### What you have to do
Where a line holds the string "this", return that line.

### Stored rows
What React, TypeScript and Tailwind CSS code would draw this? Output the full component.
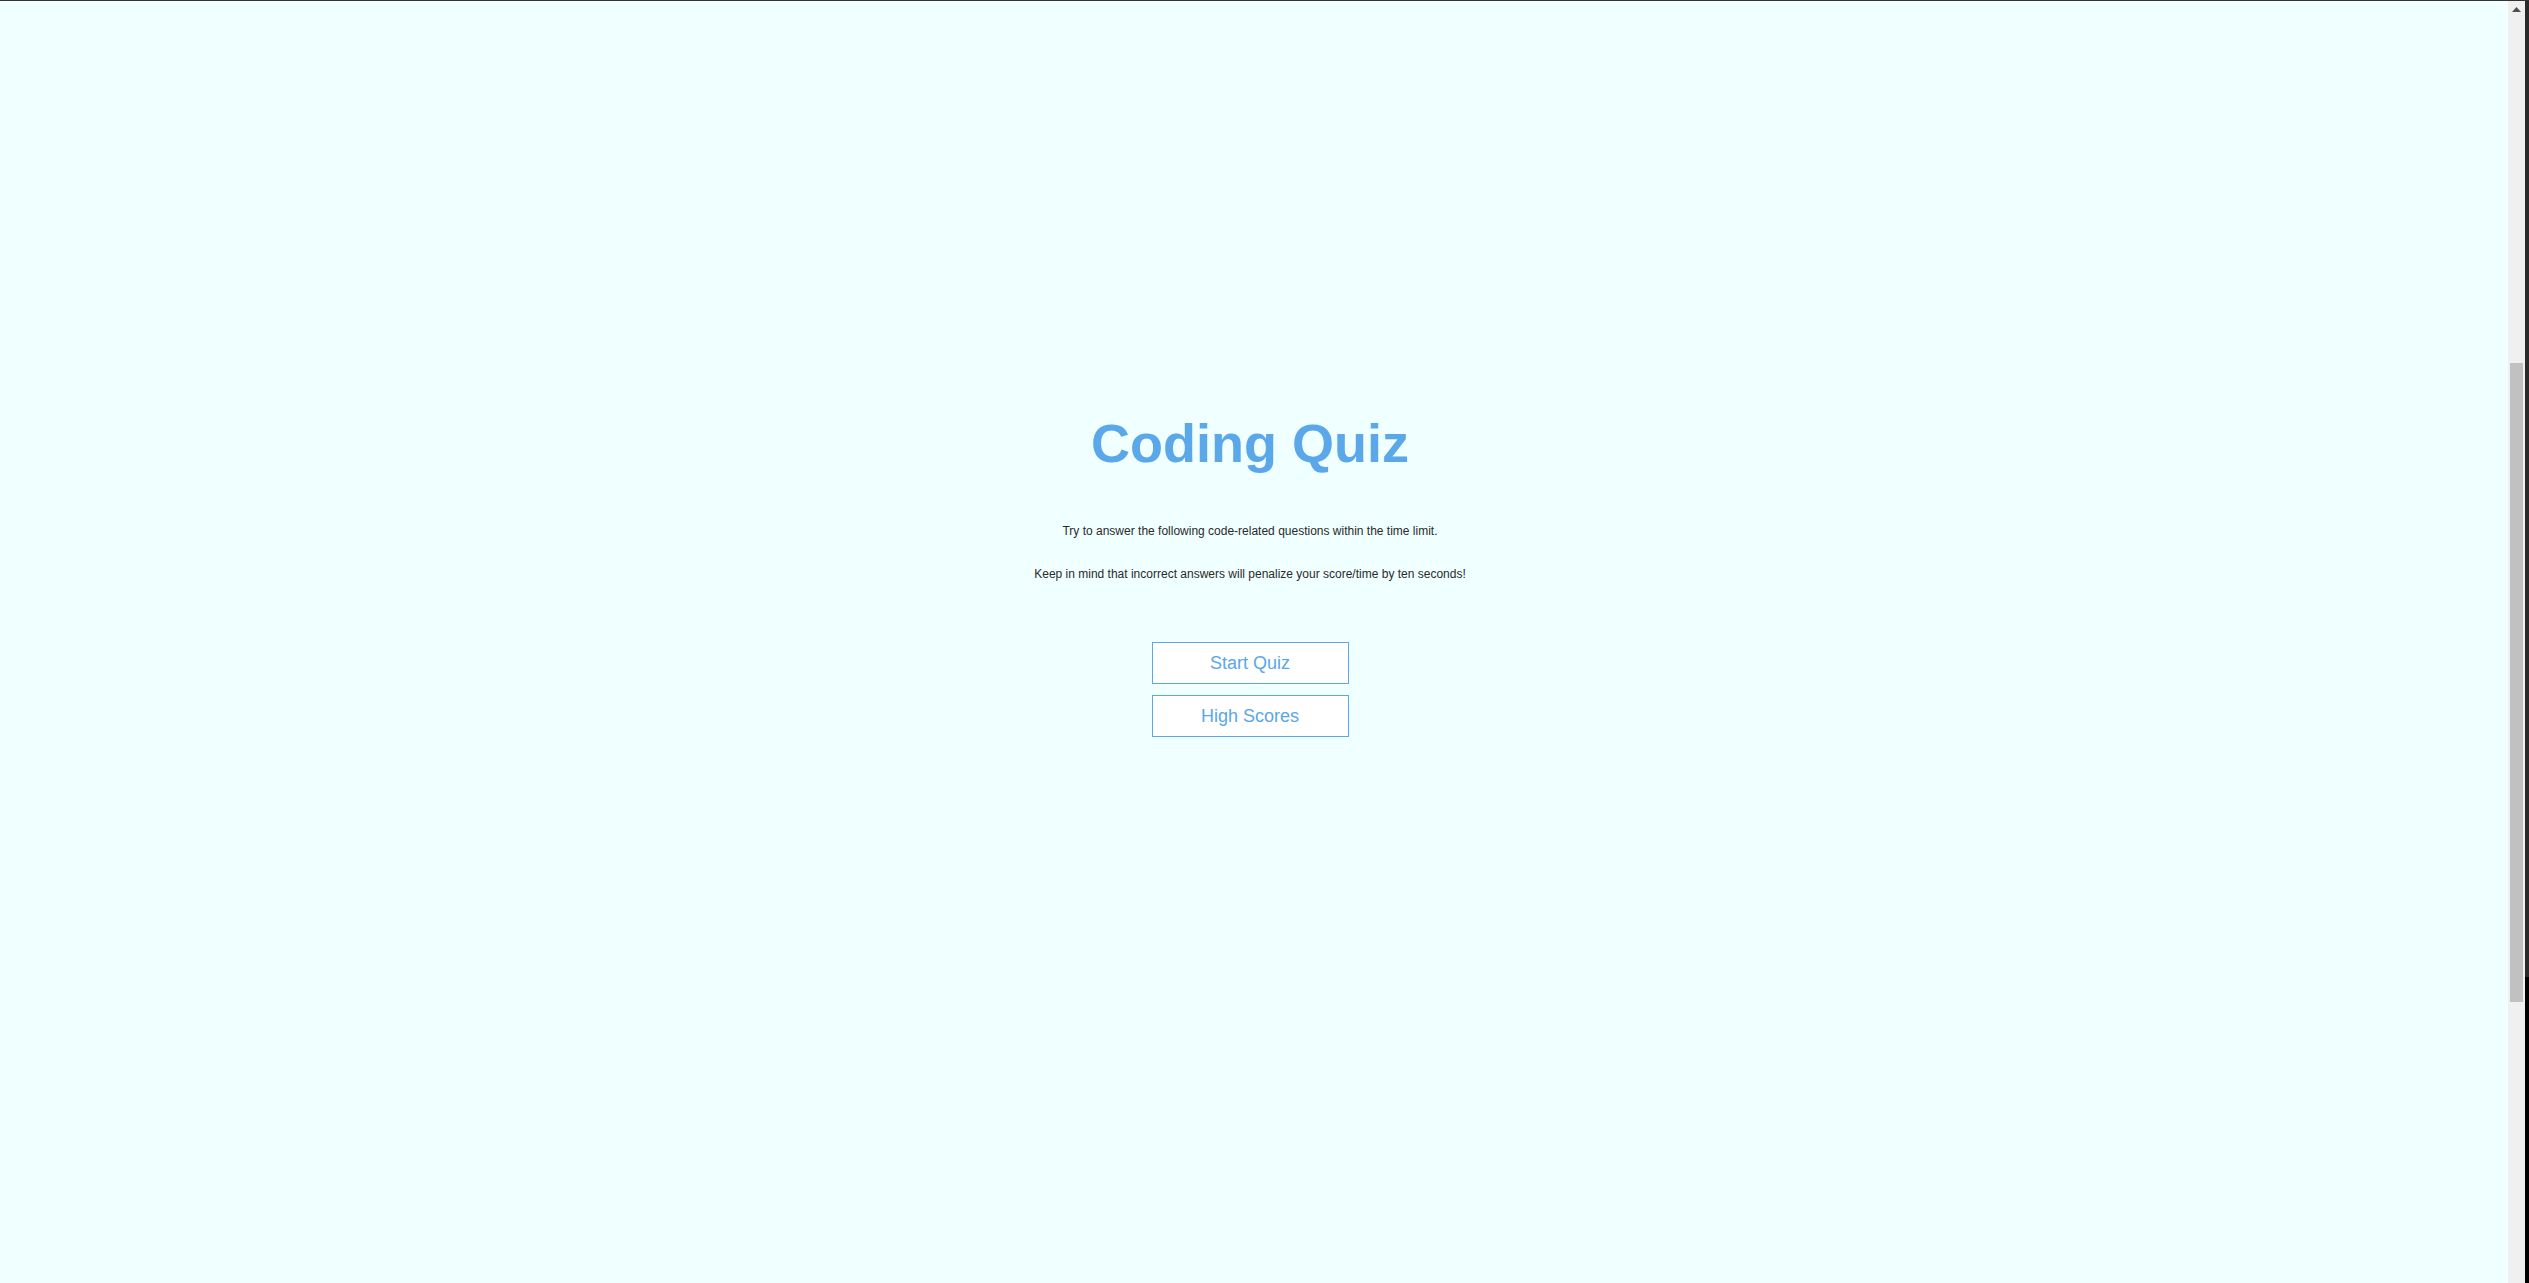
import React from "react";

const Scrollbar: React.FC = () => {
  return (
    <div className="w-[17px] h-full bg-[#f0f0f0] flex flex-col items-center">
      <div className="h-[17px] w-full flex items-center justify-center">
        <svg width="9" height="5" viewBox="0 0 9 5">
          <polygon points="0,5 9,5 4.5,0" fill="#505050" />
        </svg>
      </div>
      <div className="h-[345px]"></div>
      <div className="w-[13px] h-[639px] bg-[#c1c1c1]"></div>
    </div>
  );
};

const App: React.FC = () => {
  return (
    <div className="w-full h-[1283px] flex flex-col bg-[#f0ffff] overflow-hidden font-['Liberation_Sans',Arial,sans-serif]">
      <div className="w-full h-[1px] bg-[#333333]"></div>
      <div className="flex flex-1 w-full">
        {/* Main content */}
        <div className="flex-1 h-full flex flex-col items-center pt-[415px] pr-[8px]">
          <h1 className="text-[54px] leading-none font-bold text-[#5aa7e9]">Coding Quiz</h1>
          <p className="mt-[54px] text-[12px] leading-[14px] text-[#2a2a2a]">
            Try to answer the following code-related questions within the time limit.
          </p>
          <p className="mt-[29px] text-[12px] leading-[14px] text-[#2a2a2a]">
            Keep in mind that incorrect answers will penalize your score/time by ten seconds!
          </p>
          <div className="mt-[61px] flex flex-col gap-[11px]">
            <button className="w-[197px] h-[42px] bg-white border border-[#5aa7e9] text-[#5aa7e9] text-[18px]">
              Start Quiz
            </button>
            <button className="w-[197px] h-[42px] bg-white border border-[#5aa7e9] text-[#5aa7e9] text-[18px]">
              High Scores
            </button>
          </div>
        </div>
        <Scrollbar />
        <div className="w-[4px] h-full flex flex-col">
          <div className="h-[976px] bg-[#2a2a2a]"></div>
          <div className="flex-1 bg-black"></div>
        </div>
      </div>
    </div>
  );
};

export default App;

...

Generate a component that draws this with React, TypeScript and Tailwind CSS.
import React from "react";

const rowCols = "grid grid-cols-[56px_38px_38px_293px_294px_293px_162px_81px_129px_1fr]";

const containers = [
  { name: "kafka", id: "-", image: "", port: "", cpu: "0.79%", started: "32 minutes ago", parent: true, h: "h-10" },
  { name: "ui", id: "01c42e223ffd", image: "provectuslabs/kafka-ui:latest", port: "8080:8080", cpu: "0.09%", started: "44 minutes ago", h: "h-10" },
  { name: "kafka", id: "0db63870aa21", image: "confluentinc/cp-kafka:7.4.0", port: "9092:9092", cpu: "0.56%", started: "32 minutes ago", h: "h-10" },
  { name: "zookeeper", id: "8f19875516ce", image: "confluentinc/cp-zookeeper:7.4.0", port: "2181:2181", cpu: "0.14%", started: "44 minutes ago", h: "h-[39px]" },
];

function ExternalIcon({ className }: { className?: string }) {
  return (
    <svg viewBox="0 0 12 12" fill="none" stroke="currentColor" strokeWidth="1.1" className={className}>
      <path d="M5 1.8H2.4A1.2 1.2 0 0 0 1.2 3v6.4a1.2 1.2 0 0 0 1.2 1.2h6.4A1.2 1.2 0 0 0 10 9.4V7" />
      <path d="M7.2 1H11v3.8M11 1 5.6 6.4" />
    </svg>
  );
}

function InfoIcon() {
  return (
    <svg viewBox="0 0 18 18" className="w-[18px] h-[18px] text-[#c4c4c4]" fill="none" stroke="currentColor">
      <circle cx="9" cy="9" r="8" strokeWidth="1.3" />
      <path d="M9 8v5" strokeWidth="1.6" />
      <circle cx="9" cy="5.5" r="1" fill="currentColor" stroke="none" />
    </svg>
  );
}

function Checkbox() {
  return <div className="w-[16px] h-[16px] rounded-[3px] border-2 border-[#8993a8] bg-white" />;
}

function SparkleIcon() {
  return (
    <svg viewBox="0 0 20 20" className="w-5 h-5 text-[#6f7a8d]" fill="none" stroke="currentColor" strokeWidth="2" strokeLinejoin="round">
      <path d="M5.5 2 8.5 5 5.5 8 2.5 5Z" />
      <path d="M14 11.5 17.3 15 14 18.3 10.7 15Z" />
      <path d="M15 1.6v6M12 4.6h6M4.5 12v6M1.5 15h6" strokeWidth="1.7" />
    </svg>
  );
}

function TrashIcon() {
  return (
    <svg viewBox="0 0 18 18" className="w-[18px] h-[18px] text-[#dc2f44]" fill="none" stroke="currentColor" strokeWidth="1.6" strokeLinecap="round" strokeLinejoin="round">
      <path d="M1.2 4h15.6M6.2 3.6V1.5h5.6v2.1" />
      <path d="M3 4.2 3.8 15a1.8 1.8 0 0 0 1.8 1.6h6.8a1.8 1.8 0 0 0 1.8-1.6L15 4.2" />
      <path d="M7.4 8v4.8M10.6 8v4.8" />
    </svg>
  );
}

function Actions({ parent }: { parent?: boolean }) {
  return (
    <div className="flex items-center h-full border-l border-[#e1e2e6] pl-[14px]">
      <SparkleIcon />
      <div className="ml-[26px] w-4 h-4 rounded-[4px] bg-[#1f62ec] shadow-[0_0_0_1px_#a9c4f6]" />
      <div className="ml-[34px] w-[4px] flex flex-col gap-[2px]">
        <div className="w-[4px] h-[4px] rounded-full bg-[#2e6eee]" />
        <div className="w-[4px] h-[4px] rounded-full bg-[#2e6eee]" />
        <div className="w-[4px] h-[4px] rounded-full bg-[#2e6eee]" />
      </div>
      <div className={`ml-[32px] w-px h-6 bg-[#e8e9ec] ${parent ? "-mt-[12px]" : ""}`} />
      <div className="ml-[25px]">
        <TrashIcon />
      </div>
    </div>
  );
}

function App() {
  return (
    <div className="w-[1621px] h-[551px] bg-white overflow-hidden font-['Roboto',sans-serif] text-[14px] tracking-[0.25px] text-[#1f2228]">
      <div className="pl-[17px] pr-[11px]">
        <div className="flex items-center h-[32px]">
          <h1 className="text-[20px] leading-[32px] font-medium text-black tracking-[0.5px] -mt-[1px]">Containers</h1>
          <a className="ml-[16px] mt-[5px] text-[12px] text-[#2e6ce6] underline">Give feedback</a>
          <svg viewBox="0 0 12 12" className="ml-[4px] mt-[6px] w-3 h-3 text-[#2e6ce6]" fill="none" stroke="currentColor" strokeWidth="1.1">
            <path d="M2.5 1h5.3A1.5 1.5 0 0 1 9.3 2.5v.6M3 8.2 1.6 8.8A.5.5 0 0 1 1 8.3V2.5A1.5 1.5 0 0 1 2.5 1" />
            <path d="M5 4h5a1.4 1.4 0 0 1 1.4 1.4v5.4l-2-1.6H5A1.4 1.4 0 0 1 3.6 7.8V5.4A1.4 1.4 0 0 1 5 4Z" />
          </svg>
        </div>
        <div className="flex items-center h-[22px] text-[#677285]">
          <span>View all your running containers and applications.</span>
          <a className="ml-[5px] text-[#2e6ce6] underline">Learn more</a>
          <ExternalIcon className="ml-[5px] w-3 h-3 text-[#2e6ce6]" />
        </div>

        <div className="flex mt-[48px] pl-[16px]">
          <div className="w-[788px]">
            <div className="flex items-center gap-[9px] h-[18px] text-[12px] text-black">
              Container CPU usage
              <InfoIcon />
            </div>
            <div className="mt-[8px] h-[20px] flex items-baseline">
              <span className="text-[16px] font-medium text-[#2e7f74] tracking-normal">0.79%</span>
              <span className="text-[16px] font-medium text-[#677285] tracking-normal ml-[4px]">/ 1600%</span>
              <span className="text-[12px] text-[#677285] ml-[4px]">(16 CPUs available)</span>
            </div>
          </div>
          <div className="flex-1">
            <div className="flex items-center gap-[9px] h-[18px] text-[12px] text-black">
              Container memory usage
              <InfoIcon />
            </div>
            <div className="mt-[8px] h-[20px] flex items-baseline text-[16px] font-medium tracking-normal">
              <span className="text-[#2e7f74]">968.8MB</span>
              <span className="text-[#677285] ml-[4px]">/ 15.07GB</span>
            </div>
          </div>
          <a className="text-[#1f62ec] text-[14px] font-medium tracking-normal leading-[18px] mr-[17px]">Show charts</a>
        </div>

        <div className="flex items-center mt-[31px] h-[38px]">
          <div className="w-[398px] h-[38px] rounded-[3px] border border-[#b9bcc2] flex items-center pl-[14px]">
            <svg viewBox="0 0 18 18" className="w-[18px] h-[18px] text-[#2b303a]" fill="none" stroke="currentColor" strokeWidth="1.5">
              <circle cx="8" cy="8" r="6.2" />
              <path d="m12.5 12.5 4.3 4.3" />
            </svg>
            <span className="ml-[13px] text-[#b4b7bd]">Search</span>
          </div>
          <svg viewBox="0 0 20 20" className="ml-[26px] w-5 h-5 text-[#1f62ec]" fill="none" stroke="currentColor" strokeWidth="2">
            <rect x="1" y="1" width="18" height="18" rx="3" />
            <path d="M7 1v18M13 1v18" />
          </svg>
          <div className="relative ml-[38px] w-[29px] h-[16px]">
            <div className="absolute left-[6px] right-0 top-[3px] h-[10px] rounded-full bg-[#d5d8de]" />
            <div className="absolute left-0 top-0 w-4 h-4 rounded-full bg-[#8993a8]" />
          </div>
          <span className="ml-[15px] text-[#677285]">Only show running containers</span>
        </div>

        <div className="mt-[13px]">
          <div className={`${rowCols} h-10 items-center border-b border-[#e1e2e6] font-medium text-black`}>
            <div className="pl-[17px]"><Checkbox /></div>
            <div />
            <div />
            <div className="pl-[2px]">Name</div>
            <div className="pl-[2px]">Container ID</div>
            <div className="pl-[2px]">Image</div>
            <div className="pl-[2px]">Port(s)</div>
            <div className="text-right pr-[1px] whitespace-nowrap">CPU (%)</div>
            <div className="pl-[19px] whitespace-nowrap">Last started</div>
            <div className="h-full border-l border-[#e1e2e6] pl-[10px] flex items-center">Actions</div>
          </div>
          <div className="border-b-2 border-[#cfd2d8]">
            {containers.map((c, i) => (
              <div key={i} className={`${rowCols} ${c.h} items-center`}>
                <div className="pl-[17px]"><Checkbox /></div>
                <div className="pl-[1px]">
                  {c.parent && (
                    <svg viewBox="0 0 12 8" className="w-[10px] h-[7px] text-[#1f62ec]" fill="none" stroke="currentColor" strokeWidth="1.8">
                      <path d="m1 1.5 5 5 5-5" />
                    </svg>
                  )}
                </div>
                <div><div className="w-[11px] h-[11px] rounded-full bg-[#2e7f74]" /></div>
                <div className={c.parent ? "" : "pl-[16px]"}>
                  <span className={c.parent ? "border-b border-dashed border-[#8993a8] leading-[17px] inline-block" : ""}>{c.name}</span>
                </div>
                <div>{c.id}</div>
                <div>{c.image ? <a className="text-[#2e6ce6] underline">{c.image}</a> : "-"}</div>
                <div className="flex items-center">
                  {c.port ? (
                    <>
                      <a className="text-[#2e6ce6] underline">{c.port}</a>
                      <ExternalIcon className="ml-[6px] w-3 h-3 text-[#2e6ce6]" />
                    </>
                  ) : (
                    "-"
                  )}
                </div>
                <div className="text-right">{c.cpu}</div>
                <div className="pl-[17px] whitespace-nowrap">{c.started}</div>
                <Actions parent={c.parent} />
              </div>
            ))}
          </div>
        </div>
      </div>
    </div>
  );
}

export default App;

==

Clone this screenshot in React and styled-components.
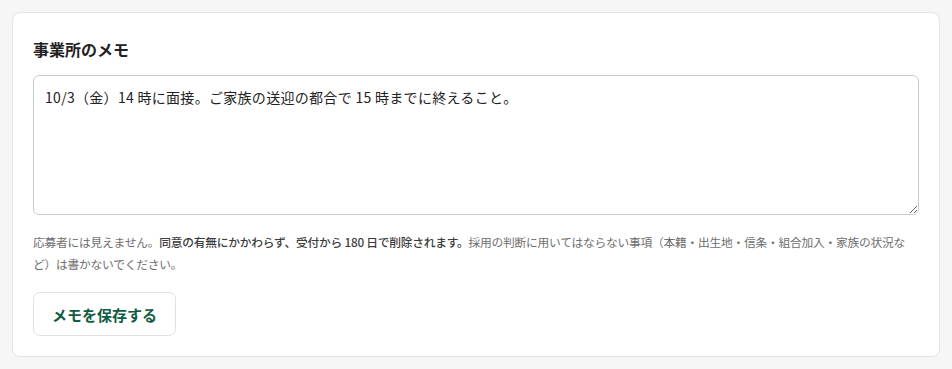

### Result below
What React, TypeScript and Tailwind CSS code would draw this? Output the full component.
Generate a component that draws this with React, TypeScript and Tailwind CSS.
Clone this screenshot in React and styled-components.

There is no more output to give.